Comment 2 Richard W.M. Jones 2010-04-18 09:29:19 UTC
Setting back to ASSIGNED, since we're still not quite there
with this patch.

><fs> sparse /tmp/test.img 10M
><fs> run
><fs> tar-in /tmp/foobar /blah
libguestfs: error: open: /tmp/foobar: No such file or directory
><fs> list-devices 
libguestfs: error: unexpected procedure number (69/7)
><fs> list-devices 
/dev/vda

The first error from list-devices shouldn't happen.

Comment 3 Richard W.M. Jones 2010-04-18 09:30:09 UTC
Another example:

><fs> tar-in /tmp/foobar /blah
libguestfs: error: open: /tmp/foobar: No such file or directory
><fs> ping-daemon
libguestfs: error: check_for_daemon_cancellation_or_eof: read 0x64 from daemon, expected 0xffffeeee
><fs> ping-daemon
libguestfs: error: check_for_daemon_cancellation_or_eof: read 0x2000f5f5 from daemon, expected 0xffffeeee

Comment 4 Richard W.M. Jones 2010-05-12 18:06:12 UTC
Here's a one line reproducer for the latest libguestfs:

$ ./fish/guestfish -N disk -- -tar-in /dev/nofile /blah : ping-daemon
libguestfs: error: open: /dev/nofile: No such file or directory
libguestfs: error: unexpected procedure number (69/92)
libguestfs: error: check_for_daemon_cancellation_or_eof: read 0x18 from daemon, expected 0xffffeeee

libguestfs: error: check_for_daemon_cancellation_or_eof: read 0x2000f5f5 from daemon, expected 0xffffeeee

Comment 5 Richard W.M. Jones 2010-05-12 18:22:26 UTC
OK I understand what's going on here.  Both ends simultaneously send
cancel messages:

library                 daemon
  |
  V
 sends RPC message -------+
  |                       |
  |                 receives RPC message
  |                       |
  V                       V
 opens file,        filesystem not mounted!
 error: not found!        |
  |                       |
  V                       V
 sends cancel       sends cancel
  +------->      <--------+
            !!!!

Comment 6 Richard W.M. Jones 2010-05-12 19:00:36 UTC
Patch posted upstream to fix the issue described in comment 5:
https://www.redhat.com/archives/libguestfs/2010-May/msg00061.html

Comment 7 Richard W.M. Jones 2010-10-27 12:23:10 UTC
Setting back to ASSIGNED, since the regression test for
this test has started to hang.

See also:
http://git.annexia.org/?p=libguestfs.git;a=commitdiff;h=fb998000e60b32219c2bf839044cff59f499dff1

Comment 8 Richard W.M. Jones 2011-03-18 13:34:05 UTC
[Copy of a note sent to the mailing list]
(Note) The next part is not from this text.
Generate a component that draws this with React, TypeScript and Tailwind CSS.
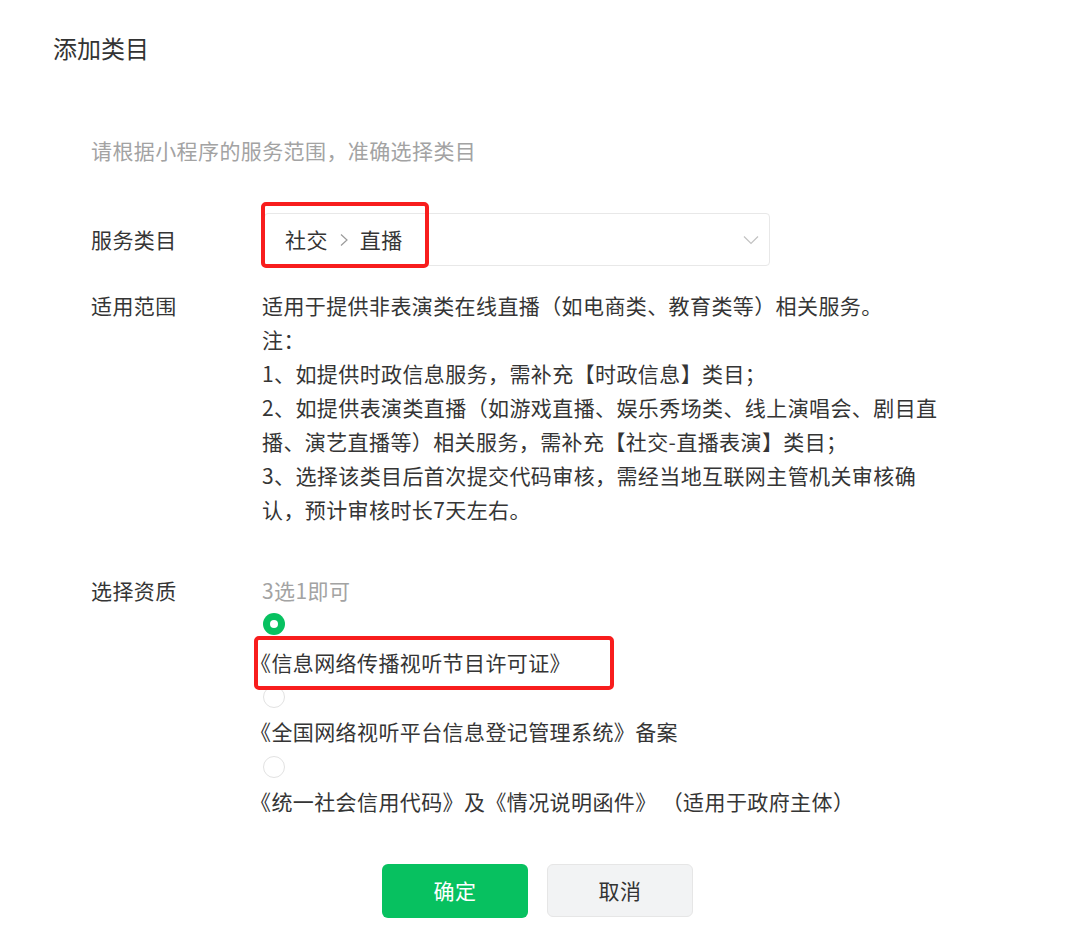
import React from 'react';

const scopeLines = [
  '适用于提供非表演类在线直播（如电商类、教育类等）相关服务。',
  '注：',
  '1、如提供时政信息服务，需补充【时政信息】类目；',
  '2、如提供表演类直播（如游戏直播、娱乐秀场类、线上演唱会、剧目直',
  '播、演艺直播等）相关服务，需补充【社交-直播表演】类目；',
  '3、选择该类目后首次提交代码审核，需经当地互联网主管机关审核确',
  '认，预计审核时长7天左右。',
];

function Radio({ checked }: { checked?: boolean }) {
  if (checked) {
    return (
      <div className="w-[22px] h-[22px] rounded-full bg-[#07c160] flex items-center justify-center">
        <div className="w-[8px] h-[8px] rounded-full bg-white" />
      </div>
    );
  }
  return <div className="w-[22px] h-[22px] rounded-full border border-[#e2e2e2] bg-white" />;
}

export default function App() {
  return (
    <div
      className="w-[1080px] h-[946px] bg-white text-[#353535] text-[21px] tracking-[0.4px] overflow-hidden"
      style={{ fontFamily: '"Noto Sans CJK SC", "Noto Sans", sans-serif' }}
    >
      {/* Header */}
      <div className="pt-[32px] pl-[53px]">
        <h1 className="text-[24px] leading-[32px] tracking-normal text-[#333]">添加类目</h1>
      </div>

      <div className="pl-[91px]">
        <p className="mt-[71px] leading-[30px] text-[#a3a3a3]">请根据小程序的服务范围，准确选择类目</p>

        {/* 服务类目 */}
        <div className="flex mt-[48px]">
          <div className="w-[173px] h-[53px] flex items-center">服务类目</div>
          <div className="relative">
            <div className="w-[506px] h-[53px] border border-[#e8e8e8] rounded-[4px] flex items-center justify-between pl-[20px] pr-[10px]">
              <div className="flex items-center">
                <span>社交</span>
                <svg width="10" height="14" viewBox="0 0 10 14" className="mx-[11px]" fill="none">
                  <path d="M2 1.5 L8 7 L2 12.5" stroke="#9b9b9b" strokeWidth="1.2" />
                </svg>
                <span>直播</span>
              </div>
              <svg width="16" height="10" viewBox="0 0 16 10" fill="none">
                <path d="M1 1.5 L8 8.5 L15 1.5" stroke="#c2c2c2" strokeWidth="1.2" />
              </svg>
            </div>
            <div className="absolute left-[-3px] top-[-11px] w-[168px] h-[66px] border-[4px] border-[#f81d1d] rounded-[5px]" />
          </div>
        </div>

        {/* 适用范围 */}
        <div className="flex mt-[22px] leading-[34px]">
          <div className="w-[171px]">适用范围</div>
          <div>
            {scopeLines.map((line) => (
              <div key={line} className="whitespace-nowrap">
                {line}
              </div>
            ))}
          </div>
        </div>

        {/* 选择资质 */}
        <div className="flex mt-[47px] leading-[34px]">
          <div className="w-[171px]">选择资质</div>
          <div>
            <div className="text-[#a3a3a3]">3选1即可</div>
            <div className="mt-[6px] ml-[1px]">
              <Radio checked />
            </div>
            <div className="relative mt-[10px] ml-[-12px] whitespace-nowrap">
              《信息网络传播视听节目许可证》
              <div className="absolute left-[4px] top-[-9px] w-[360px] h-[54px] border-[4px] border-[#f81d1d] rounded-[5px]" />
            </div>
            <div className="mt-[7px] ml-[1px]">
              <Radio />
            </div>
            <div className="mt-[6px] ml-[-12px] whitespace-nowrap">《全国网络视听平台信息登记管理系统》备案</div>
            <div className="mt-[8px] ml-[1px]">
              <Radio />
            </div>
            <div className="mt-[6px] ml-[-12px] whitespace-nowrap">
              《统一社会信用代码》及《情况说明函件》 （适用于政府主体）
            </div>
          </div>
        </div>

        {/* Actions */}
        <div className="flex gap-[19px] mt-[46px] ml-[291px]">
          <button className="w-[146px] h-[54px] rounded-[6px] bg-[#07c160] text-white">确定</button>
          <button className="w-[146px] h-[53px] rounded-[6px] bg-[#f2f3f4] border border-[#e6e6e6] text-[#333]">
            取消
          </button>
        </div>
      </div>
    </div>
  );
}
I just pushed a commit which reenables two tests for [this bug]:

http://git.annexia.org/?p=libguestfs.git;a=commitdiff;h=dc8e4b057ecd3984d7c27c8e
ce54048b6a06d662

This is a really long-standing bug which we thought we'd fixed, but
then turned up again.  It currently is *not* failing on my machine.  I
added some clearer debug messages to the code paths involved.
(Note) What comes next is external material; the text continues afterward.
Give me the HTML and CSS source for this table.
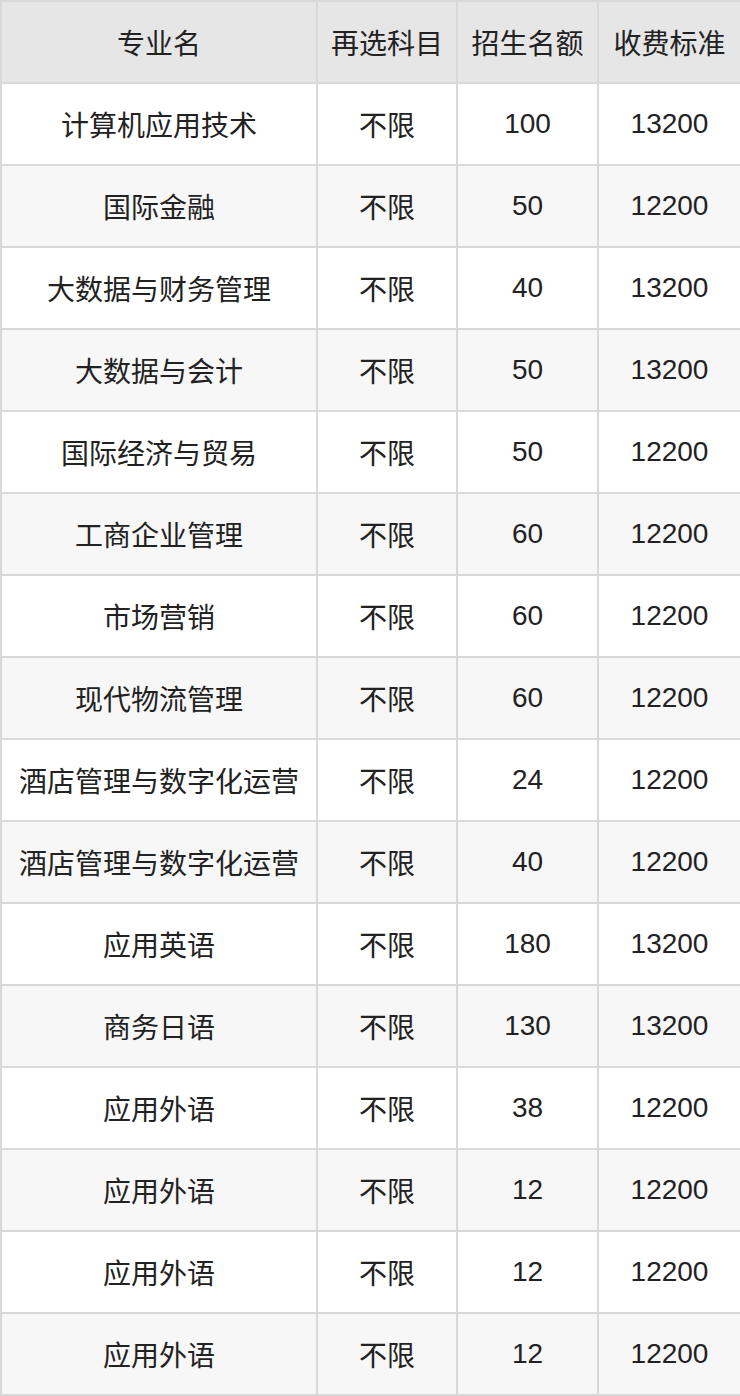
FILE: index.html
```html
<!DOCTYPE html>
<html lang="zh">
<head>
<meta charset="utf-8">
<link rel="stylesheet" href="styles.css">
</head>
<body>
<table class="tbl">
  <colgroup>
    <col class="c1"><col class="c2"><col class="c3"><col class="c4">
  </colgroup>
  <thead>
    <tr><th>专业名</th><th>再选科目</th><th>招生名额</th><th>收费标准</th></tr>
  </thead>
  <tbody>
    <tr><td>计算机应用技术</td><td>不限</td><td>100</td><td>13200</td></tr>
    <tr><td>国际金融</td><td>不限</td><td>50</td><td>12200</td></tr>
    <tr><td>大数据与财务管理</td><td>不限</td><td>40</td><td>13200</td></tr>
    <tr><td>大数据与会计</td><td>不限</td><td>50</td><td>13200</td></tr>
    <tr><td>国际经济与贸易</td><td>不限</td><td>50</td><td>12200</td></tr>
    <tr><td>工商企业管理</td><td>不限</td><td>60</td><td>12200</td></tr>
    <tr><td>市场营销</td><td>不限</td><td>60</td><td>12200</td></tr>
    <tr><td>现代物流管理</td><td>不限</td><td>60</td><td>12200</td></tr>
    <tr><td>酒店管理与数字化运营</td><td>不限</td><td>24</td><td>12200</td></tr>
    <tr><td>酒店管理与数字化运营</td><td>不限</td><td>40</td><td>12200</td></tr>
    <tr><td>应用英语</td><td>不限</td><td>180</td><td>13200</td></tr>
    <tr><td>商务日语</td><td>不限</td><td>130</td><td>13200</td></tr>
    <tr><td>应用外语</td><td>不限</td><td>38</td><td>12200</td></tr>
    <tr><td>应用外语</td><td>不限</td><td>12</td><td>12200</td></tr>
    <tr><td>应用外语</td><td>不限</td><td>12</td><td>12200</td></tr>
    <tr><td>应用外语</td><td>不限</td><td>12</td><td>12200</td></tr>
  </tbody>
</table>
</body>
</html>
```
FILE: styles.css
```css
html, body {
  margin: 0;
  padding: 0;
  background: #ffffff;
}
.tbl {
  border-collapse: collapse;
  table-layout: fixed;
  width: 740px;
  font-family: "Liberation Sans", "Noto Sans CJK SC", sans-serif;
  font-size: 28px;
  color: #222222;
}
.c1 { width: 316px; }
.c2 { width: 140px; }
.c3 { width: 141px; }
.c4 { width: 143px; }
.tbl th, .tbl td {
  border: 2px solid #d9d9d9;
  height: 82px;
  padding: 0;
  text-align: center;
  vertical-align: middle;
  font-weight: normal;
  box-sizing: border-box;
}
.tbl th {
  background: #e6e6e6;
}
.tbl tbody tr:nth-child(even) td {
  background: #f7f7f7;
}
.tbl tbody tr:nth-child(odd) td {
  background: #ffffff;
}
```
It seems to be highly timing related and I doubt that it is fully
squashed, so it is quite probably that these tests will fail for
somebody somewhere.  If you can get it to fail with LIBGUESTFS_DEBUG=1
then please post the full log into the bug report.
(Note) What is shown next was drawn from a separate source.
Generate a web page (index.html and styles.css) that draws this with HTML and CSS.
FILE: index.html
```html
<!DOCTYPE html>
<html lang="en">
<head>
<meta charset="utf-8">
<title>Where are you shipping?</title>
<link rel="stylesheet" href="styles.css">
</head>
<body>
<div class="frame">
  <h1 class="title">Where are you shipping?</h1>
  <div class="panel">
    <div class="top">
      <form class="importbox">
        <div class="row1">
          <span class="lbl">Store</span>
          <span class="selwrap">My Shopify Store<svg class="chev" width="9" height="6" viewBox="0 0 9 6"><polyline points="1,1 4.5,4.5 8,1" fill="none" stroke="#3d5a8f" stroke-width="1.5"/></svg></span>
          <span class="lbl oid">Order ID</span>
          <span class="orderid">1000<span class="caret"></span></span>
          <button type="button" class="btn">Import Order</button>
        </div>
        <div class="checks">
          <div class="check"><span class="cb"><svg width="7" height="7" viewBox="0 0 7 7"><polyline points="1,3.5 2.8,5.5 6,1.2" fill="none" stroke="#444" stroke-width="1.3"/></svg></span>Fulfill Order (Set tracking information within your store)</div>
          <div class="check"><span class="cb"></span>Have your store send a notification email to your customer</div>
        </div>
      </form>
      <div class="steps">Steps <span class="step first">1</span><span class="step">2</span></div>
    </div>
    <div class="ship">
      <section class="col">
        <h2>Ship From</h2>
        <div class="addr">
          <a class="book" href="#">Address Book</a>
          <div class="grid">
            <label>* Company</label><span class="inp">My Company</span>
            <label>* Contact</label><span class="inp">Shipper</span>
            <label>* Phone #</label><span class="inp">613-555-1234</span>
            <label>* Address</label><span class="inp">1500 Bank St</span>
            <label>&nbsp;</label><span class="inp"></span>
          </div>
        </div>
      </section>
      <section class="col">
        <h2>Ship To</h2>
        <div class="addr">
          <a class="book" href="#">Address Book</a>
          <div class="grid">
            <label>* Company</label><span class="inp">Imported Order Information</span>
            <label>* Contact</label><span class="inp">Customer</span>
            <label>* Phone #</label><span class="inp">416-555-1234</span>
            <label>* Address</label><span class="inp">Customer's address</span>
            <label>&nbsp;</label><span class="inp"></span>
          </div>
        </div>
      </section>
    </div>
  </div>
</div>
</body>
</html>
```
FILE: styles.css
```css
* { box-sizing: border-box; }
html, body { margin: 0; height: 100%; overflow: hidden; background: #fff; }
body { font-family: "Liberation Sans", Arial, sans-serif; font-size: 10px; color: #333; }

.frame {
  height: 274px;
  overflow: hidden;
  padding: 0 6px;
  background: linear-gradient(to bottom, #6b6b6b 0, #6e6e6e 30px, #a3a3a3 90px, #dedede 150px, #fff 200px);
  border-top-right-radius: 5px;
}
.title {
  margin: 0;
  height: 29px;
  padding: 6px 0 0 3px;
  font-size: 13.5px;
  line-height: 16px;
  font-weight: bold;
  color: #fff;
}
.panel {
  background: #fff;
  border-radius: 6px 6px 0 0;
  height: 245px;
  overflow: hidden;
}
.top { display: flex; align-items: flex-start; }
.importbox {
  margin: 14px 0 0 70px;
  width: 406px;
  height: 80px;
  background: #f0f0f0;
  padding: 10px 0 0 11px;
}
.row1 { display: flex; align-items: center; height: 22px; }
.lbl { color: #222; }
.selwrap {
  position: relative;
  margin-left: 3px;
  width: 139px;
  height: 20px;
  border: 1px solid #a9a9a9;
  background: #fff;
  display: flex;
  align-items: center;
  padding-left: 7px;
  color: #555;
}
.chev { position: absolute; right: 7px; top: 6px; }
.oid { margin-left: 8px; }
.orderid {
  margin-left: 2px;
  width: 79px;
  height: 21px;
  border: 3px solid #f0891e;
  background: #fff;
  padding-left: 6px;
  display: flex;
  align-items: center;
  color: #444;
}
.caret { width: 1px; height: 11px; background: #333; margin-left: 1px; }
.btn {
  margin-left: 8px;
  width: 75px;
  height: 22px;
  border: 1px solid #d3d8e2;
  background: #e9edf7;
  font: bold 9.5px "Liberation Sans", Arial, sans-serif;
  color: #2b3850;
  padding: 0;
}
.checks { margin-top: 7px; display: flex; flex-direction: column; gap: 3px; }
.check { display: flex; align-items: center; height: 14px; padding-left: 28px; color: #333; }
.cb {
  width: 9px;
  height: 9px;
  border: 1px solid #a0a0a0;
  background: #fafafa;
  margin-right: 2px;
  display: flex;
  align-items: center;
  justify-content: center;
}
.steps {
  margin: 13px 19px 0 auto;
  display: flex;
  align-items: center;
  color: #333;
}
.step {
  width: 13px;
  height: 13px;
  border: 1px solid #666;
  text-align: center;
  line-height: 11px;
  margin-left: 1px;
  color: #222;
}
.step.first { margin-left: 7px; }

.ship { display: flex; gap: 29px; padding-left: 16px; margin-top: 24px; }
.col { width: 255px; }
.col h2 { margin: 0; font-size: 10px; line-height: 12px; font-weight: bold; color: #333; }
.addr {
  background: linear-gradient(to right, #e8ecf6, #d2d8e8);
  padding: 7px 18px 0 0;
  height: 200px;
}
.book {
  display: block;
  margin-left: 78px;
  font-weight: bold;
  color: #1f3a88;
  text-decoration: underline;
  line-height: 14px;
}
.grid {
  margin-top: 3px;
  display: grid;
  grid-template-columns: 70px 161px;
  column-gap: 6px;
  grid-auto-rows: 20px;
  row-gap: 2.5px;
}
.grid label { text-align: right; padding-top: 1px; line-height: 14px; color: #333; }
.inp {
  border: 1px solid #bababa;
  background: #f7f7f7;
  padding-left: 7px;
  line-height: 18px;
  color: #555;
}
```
Comment 9 Richard W.M. Jones 2011-03-18 16:41:55 UTC
I think I've nailed this one finally.  Posted a patch
here, still testing it:

https://www.redhat.com/archives/libguestfs/2011-March/msg00090.html

Comment 11 Richard W.M. Jones 2011-03-18 20:03:57 UTC
Fixes included in 1.9.12.

Comment 12 Richard W.M. Jones 2011-04-12 17:35:30 UTC
*** Bug 624035 has been marked as a duplicate of this bug. ***

Comment 13 Richard W.M. Jones 2011-07-14 19:04:46 UTC
Haven't seen this for quite a while.  FIXED!